Вот такая эмоциональная — с бухты-барахты — речь Горбачева попала и ко мне. Из этого набора слов предстояло сделать что-нибудь более-менее удобоваримое.

Когда в речи есть стержень, есть мысли, из нее всегда можно слепить что-нибудь приличное, но когда, кроме потока слов, нет ничего, то что тут можно сделать? Из ничего и получается ничего. Часа два с половиной я промаялся с речью нашего генерального, прежде чем из нее что-то получилось. Потом долго возмущался: разве можно так говорить?

Твердо уверен: Горбачев должен нести основную ответственность за то, что с нами случилось. Слишком осторожной зачастую оказывалась его позиция. Вместо того чтобы громко объявить, что это он отдал приказы о применении силы, что это его конституционная обязанность — защищать государство, он прятался за спины военных, подставлял их.

Убежден, что партию не обязательно было разрушать, можно было, как это показал опыт Китая, используя ее потенциал, провести реформы в экономической, а затем и политической сферах.

Можно было обеспечить эволюционный переход — через перестройку, — к демократии, избежать многих провалов и ошибок, но Горбачеву этого не удалось. Это требовало необычайной воли и твердости, но стоило Горбачеву столкнуться с трудностями, как он немедленно уходил от этого вопроса.

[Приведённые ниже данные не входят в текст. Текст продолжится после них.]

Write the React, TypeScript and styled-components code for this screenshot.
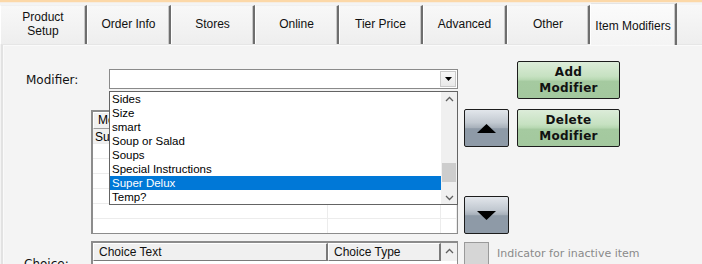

Жизнь показала, что Горбачев — это наша трагедия. Трагедия в том, что он, возглавив партию, не управлял процессом, а плыл по течению. А быть сильным в закулисных играх, в подковерной борьбе, как выяснилось, недостаточно, чтобы управлять страной. Впрочем, эпоха была такая, что не каждый, находясь на его месте, и справился бы…

В Идеологическом отделе ЦК я проработал около года. Вскоре меня повысили и сделали старшим консультантом, а потом я перешел в новый отдел ЦК. Собственно, отдел был старый, по-новому он только стал назывался: прежний отдел административных органов переиначили в государственно-правовой, а затем — в отдел по законодательным инициативам и правовым вопросам. Заведующим был Бабичев Владимир Степанович, первым замом — Павлов Александр Сергеевич, я — просто замом. У меня был свой участок работы: я отвечал за законодательные инициативы. Это был, конечно же, служебный рост, поскольку замзав отделом ЦК — это уровень союзного министра, и я с удовольствием вспоминаю то время, ту работу. Нами, в частности, был подготовлен закон о борьбе с коррупцией, который должен был принять союзный парламент.

«Независимая газета», тогда очень молодая, не замедлила отозваться с некой потаенной усмешкой: партия разваливается, а они еще готовят какие-то бумаги, и не просто бумаги — целый законопроект!

И вот что значит судьба — к работе над законом были привлечены сотрудники Генеральной прокуратуры СССР, в частности Владимир Васильевич Панкратов и Алла Христофоровна Казаринова. Работали и другие люди. Не думал, не гадал я тогда, что через некоторое время мне придется этот институт возглавить. Кстати, закон этот так до сих пор и не принят. А он так нужен! Особенно сейчас. Мы изучали опыт европейских партий парламентского типа, примеряли его на себя, анализировали, выпускали сборники статей, принимали гостей из-за рубежа.

В частности, помню, у нас гостила румынская партийная делегация, общение было сердечным, договорились о контактах — и вдруг сообщение: в Бухаресте переворот! Супруги Чаушеску расстреляны, в столице Румынии стрельба. Наши гости собрались уезжать. Мы понимали, каково им сейчас! Кто знает, как сложится судьба каждого из них. Нам было хорошо — мы оставались в благополучной, хорошо защищенной стране. Не знал я еще тогда, что ждет всех нас, что мне, например, придется пережить трагические события 1991 и 1993 годов, что испытания, не менее тяжелые, ждут и мою страну.

Все было еще впереди.

Кстати, через некоторое время Владимир Степанович Бабичев, как и двое его коллег, заведующих отделами ЦК КПСС, Александр Николаевич Дегтярев и Вячеслав Александрович Михайлов, в самую критическую минуту не согласились с курсом ГКЧП и выступили против… Это стало, конечно же, сенсацией.